Viewfinder and composition

Discussion in 'Beginner Questions' started by jernejk, Dec 19, 2009.

  1. Hi,
    I have a big problem seeing a picture when I look into viewfinder, I just see objects. Consequently I have probems with composition when using viewfinder. The more I think about it, the more I feel it's kind a natural: since the picture is so close large part of it falls into peripheral vision.
    I love using live view, but unfortunately it's only usable for still life photos.
    So, how do experienced photographers overcome this problems?
  2. hello jernej,
    i am finding this to be a difficult question to answer so i hope you would qualify the problem a little more with examples. are you experiencing problems with landscapes in particular or all types of photography with a wide angle lens?
  3. Jernej,
    Experience is probably your only real solution.
    Try experimenting a bit more with live view for starters. Look at a scene with live view. Then look through the viewfinder and mentally re-construct what you saw in live view.

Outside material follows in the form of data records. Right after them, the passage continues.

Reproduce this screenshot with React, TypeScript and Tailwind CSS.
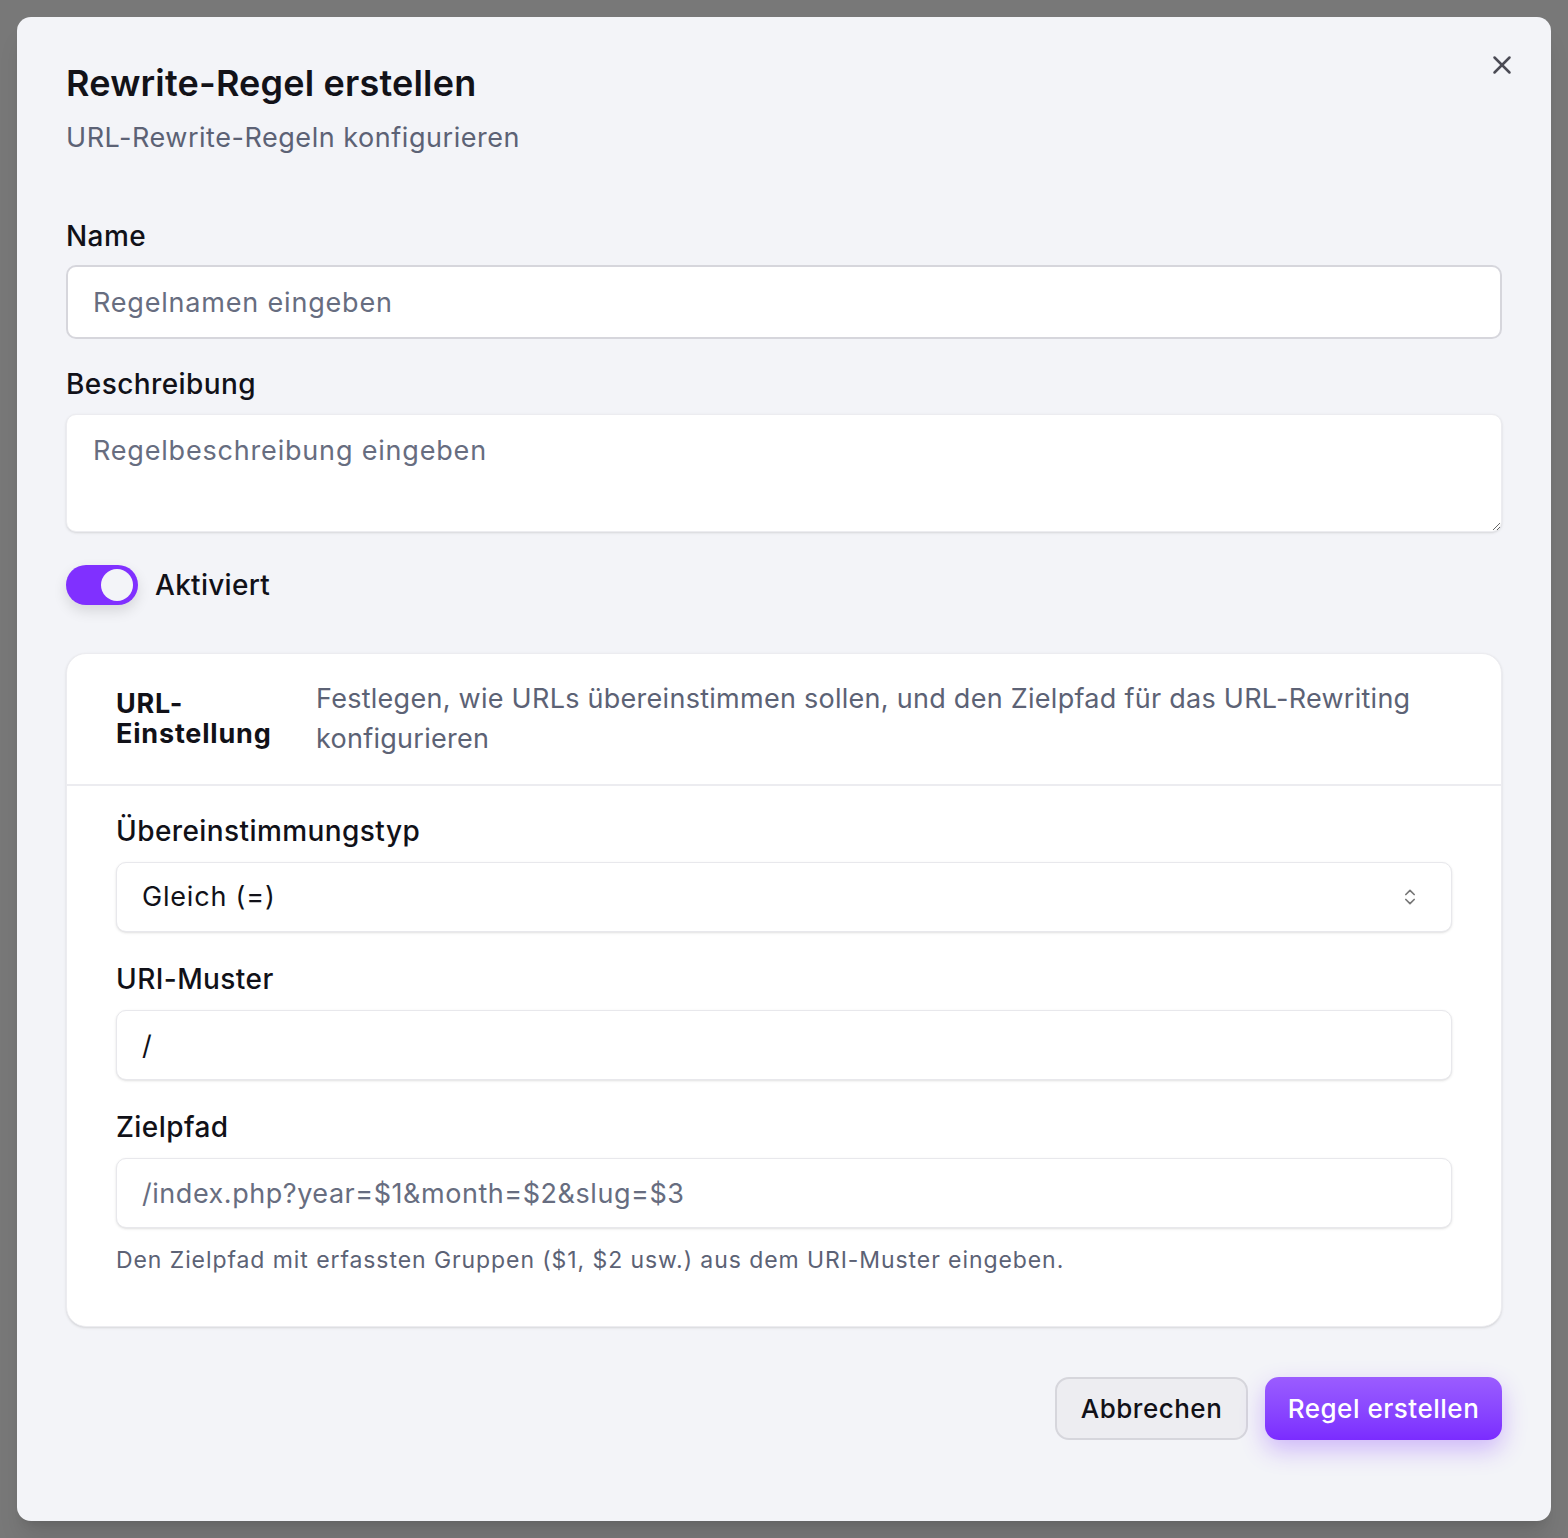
import { X, ChevronsUpDown } from "lucide-react"

const font = { fontFamily: "Inter, 'Noto Sans', sans-serif" }

function Label({ children }: { children: React.ReactNode }) {
  return <label className="block text-[28px] leading-[36px] font-medium text-[#111118] tracking-[0.015em]">{children}</label>
}

export default function App() {
  return (
    <div className="min-h-[1538px] w-full bg-[#787878] p-[17px]" style={font}>
      <div className="relative h-[1504px] rounded-[14px] bg-[#f3f4f8] px-[49px] pt-[44px] shadow-xl">
        <button className="absolute right-[29px] top-[28px] p-[5px] text-[#4b4b55]">
          <X className="w-[30px] h-[30px]" strokeWidth={2} />
        </button>

        <h2 className="text-[36px] leading-[44px] font-semibold text-[#121218] tracking-[0.005em]">Rewrite-Regel erstellen</h2>
        <p className="mt-[15px] text-[27px] leading-[36px] text-[#5c6275] tracking-[0.02em]">URL-Rewrite-Regeln konfigurieren</p>

        <div className="mt-[62px]">
          <Label>Name</Label>
          <input
            placeholder="Regelnamen eingeben"
            className="mt-[11px] block w-full h-[74px] rounded-[10px] border-2 border-[#d6d6dc] bg-white px-[25px] text-[27px] tracking-[0.03em] text-[#111118] placeholder:text-[#676d80] outline-none"
          />
        </div>

        <div className="mt-[27px]">
          <Label>Beschreibung</Label>
          <textarea
            placeholder="Regelbeschreibung eingeben"
            className="mt-[12px] block w-full h-[118px] rounded-[10px] border border-[#ececf0] bg-white px-[26px] py-[18px] text-[27px] leading-[36px] tracking-[0.03em] text-[#111118] placeholder:text-[#676d80] outline-none shadow-sm"
          />
        </div>

        <div className="mt-[33px] flex items-center gap-[17px]">
          <div className="relative w-[72px] h-[40px] rounded-full bg-[#8030ff] shadow-[0_6px_14px_rgba(0,0,0,0.12)]">
            <span className="absolute right-[5px] top-[4px] w-[32px] h-[32px] rounded-full bg-[#f3f4f8]" />
          </div>
          <span className="text-[28px] leading-[36px] font-medium text-[#111118] tracking-[0.01em]">Aktiviert</span>
        </div>

        <div className="mt-[48px] rounded-[20px] border border-[#ececf0] bg-white shadow-sm">
          <div className="flex items-center gap-[26px] px-[49px] py-[25px] border-b-2 border-[#ececf0]">
            <div className="w-[174px] shrink-0 text-[27px] leading-[30px] font-bold text-[#111118] tracking-[0.03em]">
              <span className="block">URL-</span>
              <span className="block">Einstellung</span>
            </div>
            <p className="text-[27px] leading-[40px] text-[#5c6275] tracking-[0.01em]">
              Festlegen, wie URLs übereinstimmen sollen, und den Zielpfad für das URL-Rewriting konfigurieren
            </p>
          </div>

          <div className="px-[49px] pt-[27px] pb-[50px]">
            <Label>Übereinstimmungstyp</Label>
            <div className="mt-[13px] flex items-center justify-between h-[70px] rounded-[10px] border border-[#e8e8ec] bg-white px-[25px] shadow-sm">
              <span className="text-[27px] tracking-[0.03em] text-[#111118]">Gleich (=)</span>
              <ChevronsUpDown className="w-[20px] h-[20px] text-[#777] mr-[6px]" strokeWidth={2} />
            </div>

            <div className="mt-[29px]">
              <Label>URI-Muster</Label>
              <input
                defaultValue="/"
                className="mt-[13px] block w-full h-[70px] rounded-[10px] border border-[#e8e8ec] bg-white px-[25px] text-[27px] text-[#111118] outline-none shadow-sm"
              />
            </div>

            <div className="mt-[29px]">
              <Label>Zielpfad</Label>
              <input
                placeholder="/index.php?year=$1&month=$2&slug=$3"
                className="mt-[13px] block w-full h-[70px] rounded-[10px] border border-[#e8e8ec] bg-white px-[25px] text-[27px] tracking-[0.02em] text-[#111118] placeholder:text-[#676d80] outline-none shadow-sm"
              />
            </div>

            <p className="mt-[16px] text-[23px] leading-[32px] text-[#5c6275] tracking-[0.04em]">
              Den Zielpfad mit erfassten Gruppen ($1, $2 usw.) aus dem URI-Muster eingeben.
            </p>
          </div>
        </div>

        <div className="mt-[50px] flex justify-end gap-[17px]">
          <button className="h-[63px] w-[193px] rounded-[14px] border-2 border-[#d6d6dc] bg-[#ededf1] text-[26px] font-medium text-[#111118] tracking-[0.02em]">
            Abbrechen
          </button>
          <button className="h-[63px] w-[237px] rounded-[14px] bg-gradient-to-b from-[#9b5cff] to-[#7b2bff] text-[26px] font-medium text-white tracking-[0.02em] shadow-[0_10px_24px_rgba(124,44,255,0.3)]">
            Regel erstellen
          </button>
        </div>
      </div>
    </div>
  )
}
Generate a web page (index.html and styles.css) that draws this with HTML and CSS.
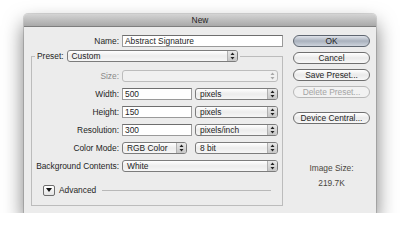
FILE: index.html
```html
<!DOCTYPE html>
<html>
<head>
    <meta charset="utf-8">
    <title>New</title>
    <link rel="stylesheet" href="styles.css">
</head>
<body>
    <div class="window">
        <div class="titlebar">New</div>
        <div class="content">
            <div class="main">
                <div class="row name-row">
                    <span class="label">Name:</span>
                    <div class="textfield wide">Abstract Signature</div>
                </div>

                <fieldset class="group">
                    <legend>
                        <span class="label">Preset:</span>
                        <div class="popup preset">Custom<span class="arrows"><svg width="5" height="8" viewBox="0 0 5 8"><path d="M2.5 0.5 L4.5 3 L0.5 3 Z M2.5 7.5 L4.5 5 L0.5 5 Z"/></svg></span></div>
                    </legend>

                    <div class="row">
                        <span class="label disabled">Size:</span>
                        <div class="popup full off"><span class="arrows"><svg width="5" height="8" viewBox="0 0 5 8"><path d="M2.5 0.5 L4.5 3 L0.5 3 Z M2.5 7.5 L4.5 5 L0.5 5 Z"/></svg></span></div>
                    </div>
                    <div class="row">
                        <span class="label">Width:</span>
                        <div class="textfield">500</div>
                        <div class="popup unit">pixels<span class="arrows"><svg width="5" height="8" viewBox="0 0 5 8"><path d="M2.5 0.5 L4.5 3 L0.5 3 Z M2.5 7.5 L4.5 5 L0.5 5 Z"/></svg></span></div>
                    </div>
                    <div class="row">
                        <span class="label">Height:</span>
                        <div class="textfield">150</div>
                        <div class="popup unit">pixels<span class="arrows"><svg width="5" height="8" viewBox="0 0 5 8"><path d="M2.5 0.5 L4.5 3 L0.5 3 Z M2.5 7.5 L4.5 5 L0.5 5 Z"/></svg></span></div>
                    </div>
                    <div class="row">
                        <span class="label">Resolution:</span>
                        <div class="textfield">300</div>
                        <div class="popup unit">pixels/inch<span class="arrows"><svg width="5" height="8" viewBox="0 0 5 8"><path d="M2.5 0.5 L4.5 3 L0.5 3 Z M2.5 7.5 L4.5 5 L0.5 5 Z"/></svg></span></div>
                    </div>
                    <div class="row">
                        <span class="label">Color Mode:</span>
                        <div class="popup mode">RGB Color<span class="arrows"><svg width="5" height="8" viewBox="0 0 5 8"><path d="M2.5 0.5 L4.5 3 L0.5 3 Z M2.5 7.5 L4.5 5 L0.5 5 Z"/></svg></span></div>
                        <div class="popup unit">8 bit<span class="arrows"><svg width="5" height="8" viewBox="0 0 5 8"><path d="M2.5 0.5 L4.5 3 L0.5 3 Z M2.5 7.5 L4.5 5 L0.5 5 Z"/></svg></span></div>
                    </div>
                    <div class="row">
                        <span class="label">Background Contents:</span>
                        <div class="popup full">White<span class="arrows"><svg width="5" height="8" viewBox="0 0 5 8"><path d="M2.5 0.5 L4.5 3 L0.5 3 Z M2.5 7.5 L4.5 5 L0.5 5 Z"/></svg></span></div>
                    </div>

                    <div class="advanced">
                        <span class="disclosure"><svg width="6" height="4" viewBox="0 0 6 4"><path d="M0 0 L6 0 L3 4 Z"/></svg></span>
                        <span class="adv-label">Advanced</span>
                        <span class="rule"></span>
                    </div>
                </fieldset>
            </div>

            <div class="side">
                <div class="button default">OK</div>
                <div class="button">Cancel</div>
                <div class="button">Save Preset...</div>
                <div class="button disabled">Delete Preset...</div>
                <div class="button device">Device Central...</div>
                <div class="image-size">Image Size:</div>
                <div class="image-value">219.7K</div>
            </div>
        </div>
    </div>
</body>
</html>
```

FILE: styles.css
```css
body {
    margin: 0;
    background: #ffffff;
    font-family: 'Liberation Sans', Arial, sans-serif;
    font-size: 8.4px;
    color: #1e1e1e;
}

.window {
    margin: 14px 0 0 24px;
    width: 352px;
    background: #ececec;
    border-radius: 4px 4px 0 0;
    box-shadow: 0 10px 20px rgba(0,0,0,0.55), 0 0 0 1px rgba(0,0,0,0.14);
}

.titlebar {
    height: 12px;
    line-height: 13px;
    text-align: center;
    background: linear-gradient(#d4d4d4, #a9a9a9);
    border-bottom: 1px solid #7e7e7e;
    border-radius: 4px 4px 0 0;
}

.content {
    display: flex;
    gap: 10px;
    padding: 8px 6px 7px 7px;
}

.main {
    width: 252px;
}

.row {
    display: flex;
    align-items: center;
    height: 12px;
}

.label {
    width: 87px;
    text-align: right;
    margin-right: 3px;
    white-space: nowrap;
}

.name-row .label {
    width: 88px;
}

.label.disabled {
    color: #8a8a8a;
}

.textfield {
    box-sizing: border-box;
    width: 70px;
    height: 12px;
    line-height: 10px;
    padding-left: 2px;
    background: #ffffff;
    border: 1px solid #9a9a9a;
    border-top-color: #6e6e6e;
}

.textfield.wide {
    width: 161px;
}

.popup {
    box-sizing: border-box;
    display: flex;
    align-items: center;
    height: 12px;
    padding-left: 4px;
    border: 1px solid #7c7c7c;
    border-radius: 3px;
    background: linear-gradient(#ffffff, #ececec 50%, #f6f6f6);
}

.popup .arrows {
    margin-left: auto;
    width: 9px;
    height: 10px;
    display: flex;
    align-items: center;
    justify-content: center;
    border-left: 1px solid #b0b0b0;
    border-radius: 0 2px 2px 0;
    background: linear-gradient(#e8e8e8, #c6c6c6);
}

.popup svg path {
    fill: #222;
}

.popup.full {
    width: 156px;
}

.popup.unit {
    width: 83px;
    margin-left: 3px;
}

.popup.mode {
    width: 65px;
    margin-right: 5px;
}

.popup.off {
    border-color: #bcbcbc;
    background: #f0f0f0;
}

.popup.off .arrows {
    background: none;
    border-left: none;
}

.popup.off svg path {
    fill: #a8a8a8;
}

.group {
    margin: 3px 0 0 0;
    padding: 8px 0 9px 0;
    border: 1px solid #bcbcbc;
    display: flex;
    flex-direction: column;
    gap: 6px;
    min-width: 0;
}

.group legend {
    display: flex;
    align-items: center;
    margin-left: 3px;
    padding: 0 2px 0 2px;
    height: 12px;
}

.group legend .label {
    width: auto;
    margin-right: 3px;
}

.popup.preset {
    width: 171px;
}

.advanced {
    display: flex;
    align-items: center;
    height: 12px;
    margin: 6px 11px 0 11px;
}

.disclosure {
    box-sizing: border-box;
    width: 12px;
    height: 11px;
    display: flex;
    align-items: center;
    justify-content: center;
    border: 1px solid #6e6e6e;
    border-radius: 2px;
    background: linear-gradient(#ffffff, #e4e4e4);
}

.disclosure svg path {
    fill: #111;
}

.adv-label {
    margin-left: 4px;
}

.rule {
    flex: 1;
    height: 1px;
    margin-left: 6px;
    background: #b8b8b8;
}

.side {
    width: 77px;
    display: flex;
    flex-direction: column;
    gap: 5px;
}

.button {
    box-sizing: border-box;
    height: 12px;
    line-height: 10px;
    text-align: center;
    border: 1px solid #6f6f6f;
    border-radius: 6px;
    background: linear-gradient(#ffffff, #eaeaea 50%, #f8f8f8);
}

.button.default {
    background: linear-gradient(#dfe3ea, #a9b1bd 50%, #cdd3dc);
    border-color: #5f6670;
}

.button.disabled {
    color: #a4a4a4;
    border-color: #b8b8b8;
    background: #f2f2f2;
}

.button.device {
    margin-top: 9px;
}

.image-size,
.image-value {
    text-align: center;
    line-height: 10px;
    color: #4a463c;
}

.image-size {
    margin-top: 34px;
}
```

Next, try it the other way ’round: compose a scene in the viewfinder and imagine what it will look like in live view. Have a look in live view and see how well you did.
    There’s a drawing exercise you may find particularly useful. Get a sheet of plexiglass, approximately 8″ × 10″, and a grease pencil. Frame a scene with the plexiglass, and then trace the outlines of the object in the scene with the grease pencil. (The next obvious step would be to sketch the scene in a sketchbook using the plexiglass tracing as a guide — and then eventually omit the plexiglass entirely.)
    I have one of these, and I find it a very useful aid in composition — not the least because I’m a bag o’ primes guy. You could do a lot worse than to spend a day “photographing” things with a visualizer.
  4. The more I think about it, the more I feel it's kind a natural: since the picture is so close large part of it falls into peripheral vision.​
    The image from the viewfinder is focused on the center of the eye. It does not fall on your peripheral vision even though you are very close to it.
    When you look through the viewfinder, what exactly do you see.? If the camera is pointed at a red rose with a all black background do you see a red rose or a red fuzzy object? Does the view of the rod look the same as shown when using live view or in the final photo or is it different?
    The view through the viewfinder should be about the same as that see with live view or in the final picture. If it is not it could be diopter adjustment. The viewfinder has a lens on it designed to focus the image onto your eye. For people with normal vision the diopter is set to zero. For people with glasses they may not want to wear the glasses when using the camera. In that case the user can adjust the Diopter to match his glasses.
  5. ". . . when I look into viewfinder, I just see objects . . ."
    I take it that you see with your eye through the lens, but that you are having a hard time composing an interesting photo?
    There are a few approaches to solve this problem:
    • Learn to see in areas of tone. This approach has been taught to painters and illustrators for years. Main idea is to break the picture down into about a dozen areas of two tones (light and dark). Then, mix and match the light and dark shapes so that the picture becomes organized. If you have some education in drawing, this approach might be helpful to you. One of the older, historic methods, but maybe not the best for beginner photo if you are not into illustration.
    • Learn several guidelines of composition and apply them. This is the method I was initially taught. My teacher sat us down in front of a textbook with about two dozen examples of different types of compositional techniques, and we learned each, and tried to use them.
    • Topic/Subject/Path.
    This last one is the most basic. It entails three very crude ideas:
    • The topic of the photo is the general scene or object that you want to make a picture of.
    • The subject of the photo is the eye's main destination within the picture
    • The path is the route the eye used to get to the subject
    Almost all compositional techniques provide a path for the eye to find the subject. They can be lines, patterns, placement of the subject within the frame; use of color and contrast; there are many variations. Yet, all working photos take a topic area, break it down with framing choices, have a subject (decided by the photographer), and a path for the eye to find that subject within the frame.
    This last method seems to be the easiest to coach, because topic choices or genres are less important. Sometimes merely being able to identify topic, subject and path, can help us coach ourselves.
    We had two recent threads in Pentax forum related to this. Links here: (Has a longer discussion and some examples). (Brief chain of examples, one photographer after another).
  6. I'm not sure if the original poster means there is a vision problem or a composition problem, using the viewfinder vs. the LCD.
    I guess the questoin needs more info.
  7. Thanks guys, specially Ben and John - very interesting answers.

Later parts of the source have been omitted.